Education scholars also find that internal factors, i.e., professor’s sexual orientation, ethnicity, gender, or in the course content, or the nature of the course itself, the rigor of the course and the faculty member’s teaching style, less demanding courses, influence numerical outcomes in these types of numerical evaluations. Internal factors consider such aspects, as the professor’s sexual orientation, ethnicity, gender, or in the course content, or the nature of the course itself, can influence the numerical outcomes of the evaluation (Basow & Howe, 1987; Hobson, 1997; Sidanius & Crane, 1989; Williams, 2007; Flaherty, 2018). According to Centra (2003, 498), there is a bias “when a student, teacher, or course characteristic affects the evaluations made, either positively or negatively, but is unrelated to any criteria of good teaching, such as increased student learning.” For example, prior work has found that student evaluations are related to grading leniency (Greenwald & Gilmore, 1997) and the gender of the instructor (Basow & Silberg, 1987). Other factors can also influence these numerical outcomes, such as the rigor of the course and the faculty member’s teaching style. Likewise, the personal appearance of the instructor, including student perceptions of gender or race of the instructor, can influence these evaluations. Findings in the broader literature support claims both for and against the notion that the appearance of the instructor influences student scores of instructor effectiveness (Campbell, Gerdes, & Steiner, 2005). There is also research suggesting that instructors who teach fewer demanding courses receive evaluations that are abnormally high (Overbaugh, 1998). In addition, not surprisingly, a student’s class grade & Gillmore, 1997; Tang, 1999).

In fact, the evidence opposing the validity of these evaluations is compelling.

Two types of evaluation of teaching – summative and formative.

1.    Indirect assessment (summative) of teaching captures students’ perceptions of their learning (UCO’s SPIES). It is a proxy for student learning

2.    Direct assessments (formative) of student learning reflect a demonstration/evidence of student learning (Maki, 2010). Indirect measures are tests of validity in the sense that there is a discrepancy between the judgmental measure (usually a rating of achievement) and the criterion measure (a score on a standardized achievement test). Direct measures are a more direct test of validity in that teachers are directly asked to estimate the achievement test performance of their students. On the whole, the results revealed high levels of validity for the teacher-judgment measures. Best practices cited in Maki (2010) are teaching portfolios (including a teaching philosophy and evidence of practice (samples direct assessment).

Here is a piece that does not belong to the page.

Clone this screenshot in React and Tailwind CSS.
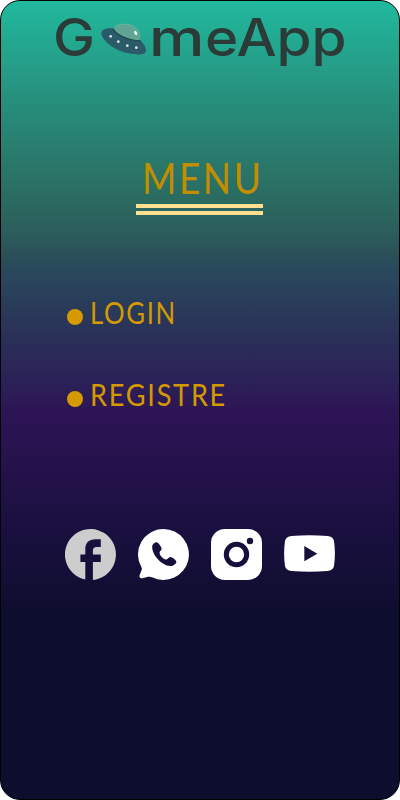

While summative classroom evaluation is helpful to assess faculty, it does little in terms of learning and reflecting on improving teaching (Chism, 2007). However, a formative evaluation “describes activities that provide teachers with information that they can use to improve their teaching” (Chism, 2007, p. 5). In balance, Lewis and Benson (1998; Youmans & Lee, 2007) find that summative faculty evaluations persist to provide balance to the hotly debated question whether student evaluations are either valid or reliable indicators of either the faculty’s effectiveness or the course’s quality. However, as long as universities continue to regard student input as important, instruments measuring student perception, inadequate they may be, will presumably remain part of the process. Even so, they should not be the primary and only process of class evaluation, which then presents a circular argument to support a second imperfect evaluative process, i.e., peer evaluation among faculty. Revising the nature of faculty peer evaluations would retain the feedback benefits to the observed while potentially also generating more instructional dialogue among faculty (Chism, 2007). Similarly, the American Association of University Professors’ (AAUP), argue that any system developed for evaluation are best directed toward constructive measures for improvement (Euben, 2005).

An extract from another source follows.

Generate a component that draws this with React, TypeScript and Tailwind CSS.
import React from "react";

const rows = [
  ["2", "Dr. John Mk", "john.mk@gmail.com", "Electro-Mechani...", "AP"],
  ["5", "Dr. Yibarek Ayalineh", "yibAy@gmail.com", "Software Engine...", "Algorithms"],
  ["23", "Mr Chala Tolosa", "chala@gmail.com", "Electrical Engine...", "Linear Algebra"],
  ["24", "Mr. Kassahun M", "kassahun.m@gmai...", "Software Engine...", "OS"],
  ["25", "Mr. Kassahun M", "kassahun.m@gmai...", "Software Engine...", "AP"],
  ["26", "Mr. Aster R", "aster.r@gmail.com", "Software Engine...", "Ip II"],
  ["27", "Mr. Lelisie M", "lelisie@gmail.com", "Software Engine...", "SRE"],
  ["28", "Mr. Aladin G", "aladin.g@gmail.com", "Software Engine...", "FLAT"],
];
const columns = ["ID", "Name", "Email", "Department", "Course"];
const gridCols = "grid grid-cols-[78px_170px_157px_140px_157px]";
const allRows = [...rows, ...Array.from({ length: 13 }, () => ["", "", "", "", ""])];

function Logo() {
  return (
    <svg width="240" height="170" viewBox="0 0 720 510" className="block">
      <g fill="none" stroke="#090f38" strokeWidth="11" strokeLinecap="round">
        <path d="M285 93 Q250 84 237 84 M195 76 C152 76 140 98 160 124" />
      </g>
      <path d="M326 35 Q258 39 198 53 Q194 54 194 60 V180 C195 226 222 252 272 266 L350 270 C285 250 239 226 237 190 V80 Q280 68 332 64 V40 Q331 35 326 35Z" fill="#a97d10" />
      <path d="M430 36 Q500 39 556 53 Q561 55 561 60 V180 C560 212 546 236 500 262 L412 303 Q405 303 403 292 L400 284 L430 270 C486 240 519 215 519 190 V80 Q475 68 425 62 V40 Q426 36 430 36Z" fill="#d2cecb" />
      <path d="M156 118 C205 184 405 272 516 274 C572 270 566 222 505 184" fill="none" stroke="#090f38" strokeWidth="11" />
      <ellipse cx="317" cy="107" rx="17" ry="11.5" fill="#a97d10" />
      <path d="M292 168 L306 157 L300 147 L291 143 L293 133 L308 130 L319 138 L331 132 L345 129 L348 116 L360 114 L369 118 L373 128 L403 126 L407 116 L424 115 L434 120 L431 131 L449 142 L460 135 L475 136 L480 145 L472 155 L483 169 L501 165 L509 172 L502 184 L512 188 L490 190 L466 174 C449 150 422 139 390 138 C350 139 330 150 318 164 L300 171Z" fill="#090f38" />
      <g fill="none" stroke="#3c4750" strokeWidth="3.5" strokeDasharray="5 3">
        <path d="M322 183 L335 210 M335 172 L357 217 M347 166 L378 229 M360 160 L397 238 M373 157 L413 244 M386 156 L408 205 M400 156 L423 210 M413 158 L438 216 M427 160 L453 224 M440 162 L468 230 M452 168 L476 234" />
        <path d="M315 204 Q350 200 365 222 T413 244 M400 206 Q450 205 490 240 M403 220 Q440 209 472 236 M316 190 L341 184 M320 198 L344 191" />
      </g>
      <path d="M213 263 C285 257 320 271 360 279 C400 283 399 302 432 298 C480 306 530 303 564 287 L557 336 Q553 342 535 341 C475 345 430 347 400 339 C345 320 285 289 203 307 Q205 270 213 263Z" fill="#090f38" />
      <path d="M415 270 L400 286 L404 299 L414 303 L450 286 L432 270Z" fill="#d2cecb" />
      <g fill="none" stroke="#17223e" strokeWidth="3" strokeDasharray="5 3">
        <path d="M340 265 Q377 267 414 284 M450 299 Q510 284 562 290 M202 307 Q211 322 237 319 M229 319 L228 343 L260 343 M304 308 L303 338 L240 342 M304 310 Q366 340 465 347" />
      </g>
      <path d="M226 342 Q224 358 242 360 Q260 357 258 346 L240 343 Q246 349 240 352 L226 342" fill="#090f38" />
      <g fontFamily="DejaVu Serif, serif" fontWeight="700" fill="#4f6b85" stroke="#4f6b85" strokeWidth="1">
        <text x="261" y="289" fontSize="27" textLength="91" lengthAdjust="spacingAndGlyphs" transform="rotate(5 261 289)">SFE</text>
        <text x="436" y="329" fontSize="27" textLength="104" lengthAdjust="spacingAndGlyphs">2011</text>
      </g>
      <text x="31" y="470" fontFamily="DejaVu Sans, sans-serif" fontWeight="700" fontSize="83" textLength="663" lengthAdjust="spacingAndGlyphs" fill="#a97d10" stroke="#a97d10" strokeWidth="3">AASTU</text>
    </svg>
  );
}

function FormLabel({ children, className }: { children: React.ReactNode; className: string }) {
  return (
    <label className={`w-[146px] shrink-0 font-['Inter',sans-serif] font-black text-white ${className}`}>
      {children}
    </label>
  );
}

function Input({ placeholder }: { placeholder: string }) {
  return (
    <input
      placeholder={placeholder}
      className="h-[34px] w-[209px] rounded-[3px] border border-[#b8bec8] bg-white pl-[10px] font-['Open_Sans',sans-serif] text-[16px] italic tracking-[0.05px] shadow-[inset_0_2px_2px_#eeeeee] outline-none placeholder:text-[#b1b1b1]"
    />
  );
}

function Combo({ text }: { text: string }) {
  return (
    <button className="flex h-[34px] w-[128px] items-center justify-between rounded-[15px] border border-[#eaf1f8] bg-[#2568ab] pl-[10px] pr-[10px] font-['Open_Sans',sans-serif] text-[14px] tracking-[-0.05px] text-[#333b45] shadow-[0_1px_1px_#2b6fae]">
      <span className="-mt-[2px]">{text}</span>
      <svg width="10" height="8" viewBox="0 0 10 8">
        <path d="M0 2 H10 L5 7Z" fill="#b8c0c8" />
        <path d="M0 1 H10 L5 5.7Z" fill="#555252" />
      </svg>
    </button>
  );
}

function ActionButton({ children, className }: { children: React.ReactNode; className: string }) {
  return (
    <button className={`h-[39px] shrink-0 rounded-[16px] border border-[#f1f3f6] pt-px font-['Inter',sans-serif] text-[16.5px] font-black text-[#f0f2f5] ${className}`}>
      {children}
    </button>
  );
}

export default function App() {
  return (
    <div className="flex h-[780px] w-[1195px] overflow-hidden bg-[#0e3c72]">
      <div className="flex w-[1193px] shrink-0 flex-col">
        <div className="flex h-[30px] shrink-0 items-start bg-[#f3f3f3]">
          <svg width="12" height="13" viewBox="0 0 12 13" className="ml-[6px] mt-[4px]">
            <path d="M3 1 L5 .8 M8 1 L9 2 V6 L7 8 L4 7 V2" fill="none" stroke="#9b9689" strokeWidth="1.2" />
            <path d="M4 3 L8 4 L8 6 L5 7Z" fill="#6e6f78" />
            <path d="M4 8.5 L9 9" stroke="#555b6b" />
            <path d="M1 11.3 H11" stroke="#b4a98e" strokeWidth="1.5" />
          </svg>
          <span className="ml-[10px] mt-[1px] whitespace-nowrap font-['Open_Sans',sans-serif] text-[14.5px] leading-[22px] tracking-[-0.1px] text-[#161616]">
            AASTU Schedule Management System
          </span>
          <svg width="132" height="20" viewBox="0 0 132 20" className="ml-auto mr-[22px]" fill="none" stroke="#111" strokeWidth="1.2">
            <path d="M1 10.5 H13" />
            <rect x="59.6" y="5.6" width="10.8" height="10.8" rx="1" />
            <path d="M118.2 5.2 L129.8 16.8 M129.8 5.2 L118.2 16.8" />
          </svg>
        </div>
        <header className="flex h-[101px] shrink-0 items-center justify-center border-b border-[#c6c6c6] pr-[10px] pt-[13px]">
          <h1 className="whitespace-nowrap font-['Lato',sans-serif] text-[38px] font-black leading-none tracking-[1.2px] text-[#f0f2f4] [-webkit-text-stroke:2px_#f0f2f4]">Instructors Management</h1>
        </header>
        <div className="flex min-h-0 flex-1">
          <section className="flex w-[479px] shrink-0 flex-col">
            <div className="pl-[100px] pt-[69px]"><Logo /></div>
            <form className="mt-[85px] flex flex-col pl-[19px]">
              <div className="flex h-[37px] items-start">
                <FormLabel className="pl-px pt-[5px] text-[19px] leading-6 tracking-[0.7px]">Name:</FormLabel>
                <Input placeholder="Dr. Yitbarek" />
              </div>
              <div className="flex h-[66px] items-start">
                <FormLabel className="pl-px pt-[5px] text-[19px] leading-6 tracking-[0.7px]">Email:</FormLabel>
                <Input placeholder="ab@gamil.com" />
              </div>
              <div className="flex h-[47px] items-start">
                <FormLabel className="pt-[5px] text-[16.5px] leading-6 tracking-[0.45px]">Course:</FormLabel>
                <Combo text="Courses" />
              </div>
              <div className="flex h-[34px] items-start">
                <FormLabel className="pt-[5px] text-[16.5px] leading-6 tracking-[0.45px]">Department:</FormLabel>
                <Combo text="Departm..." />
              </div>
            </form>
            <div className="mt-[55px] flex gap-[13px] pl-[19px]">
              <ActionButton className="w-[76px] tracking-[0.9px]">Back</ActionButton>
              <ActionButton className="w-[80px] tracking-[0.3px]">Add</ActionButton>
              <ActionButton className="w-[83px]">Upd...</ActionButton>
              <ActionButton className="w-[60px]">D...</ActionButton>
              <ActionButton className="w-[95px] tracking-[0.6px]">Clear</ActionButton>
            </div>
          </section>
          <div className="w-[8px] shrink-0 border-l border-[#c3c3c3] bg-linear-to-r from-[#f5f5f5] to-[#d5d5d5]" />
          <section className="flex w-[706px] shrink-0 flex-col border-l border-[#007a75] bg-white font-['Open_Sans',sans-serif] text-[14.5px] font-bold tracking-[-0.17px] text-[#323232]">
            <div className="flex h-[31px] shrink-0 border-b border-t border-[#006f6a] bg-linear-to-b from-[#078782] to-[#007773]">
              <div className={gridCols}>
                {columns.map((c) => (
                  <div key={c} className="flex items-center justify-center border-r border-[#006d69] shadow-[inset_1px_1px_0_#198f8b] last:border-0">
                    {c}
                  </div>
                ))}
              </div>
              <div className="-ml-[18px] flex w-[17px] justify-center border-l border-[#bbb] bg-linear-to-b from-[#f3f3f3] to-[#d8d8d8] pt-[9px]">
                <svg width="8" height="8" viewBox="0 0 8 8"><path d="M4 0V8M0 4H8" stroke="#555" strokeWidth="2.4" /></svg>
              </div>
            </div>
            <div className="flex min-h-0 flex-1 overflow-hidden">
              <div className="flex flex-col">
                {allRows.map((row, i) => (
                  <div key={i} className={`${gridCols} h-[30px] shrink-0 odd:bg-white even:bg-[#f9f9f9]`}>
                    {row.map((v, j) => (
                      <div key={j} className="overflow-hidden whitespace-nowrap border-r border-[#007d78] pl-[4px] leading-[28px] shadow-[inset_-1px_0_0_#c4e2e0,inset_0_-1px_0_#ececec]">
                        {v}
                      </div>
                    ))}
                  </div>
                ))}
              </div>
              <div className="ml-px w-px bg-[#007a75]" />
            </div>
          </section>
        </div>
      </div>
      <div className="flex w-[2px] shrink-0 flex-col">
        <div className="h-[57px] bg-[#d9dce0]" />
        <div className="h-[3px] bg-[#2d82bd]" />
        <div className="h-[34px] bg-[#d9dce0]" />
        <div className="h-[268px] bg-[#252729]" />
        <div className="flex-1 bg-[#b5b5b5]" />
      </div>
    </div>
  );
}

Thus, the following suggestions for revision should be considered:

Tenure track and nontenure track faculty should be assessed with a summative classroom evaluation only in the 1st, 3rd, 5th, and every third year for post tenure review and for promotion to full professor. Summative evaluation focuses on information “needed to make a personnel decision – for example, hiring, promotion, tenure, merit pay” (Chism, 2007, 5).

a. Often quantitative

b. For public inspection

c. Determine quality of teaching performance compared to peers

d. Conducted at given intervals, i. e., Annual or promotion and tenure reviews


Faculty should supplement summative classroom evaluation with a formative classroom evaluation with combination of peer review and a teaching portfolio. Formative evaluation provides teachers with information they can use to improve their teaching (Chism, 2007, 5).

a. For personal use, private and confidential.

b. Qualitative

c. Peer reviews & Portfolios

d. Focused on continuous learning & improvement

During the 2nd, 4th, and every year summative classroom evaluations are not required. The faculty member would create a teaching portfolio that will create a conversation with their respective department chair and dean on how to promote continuous improvement.

The faculty member can use peer evaluation, their own questionnaire, etc. The teaching portfolio will not be a part of an official document unless the faculty member so desires.

In this way, a combination of a summative evaluation will make administrators happy with accountability in mind and easy numerical measures to manage a large number of faculty.  In balance, a formative evaluation is best when the faculty continuously learn about their students and facilitate innovation in the classroom.


Basow, Susan. A., and Karen. G. Howe. 1987. “Evaluations of college professors: Effects of professors’ sex-type, and sex, and students’ sex.” Psychological Reports 60:671-8.

Campbell, Heather, Karen Gerdes, and Sue Steiner. 2005. “What’s Looks Got to Do with It? Instructor Appearance and Student Evaluations of Teaching.” Journal of Policy Analysis and Management, 24 (3): 611-620.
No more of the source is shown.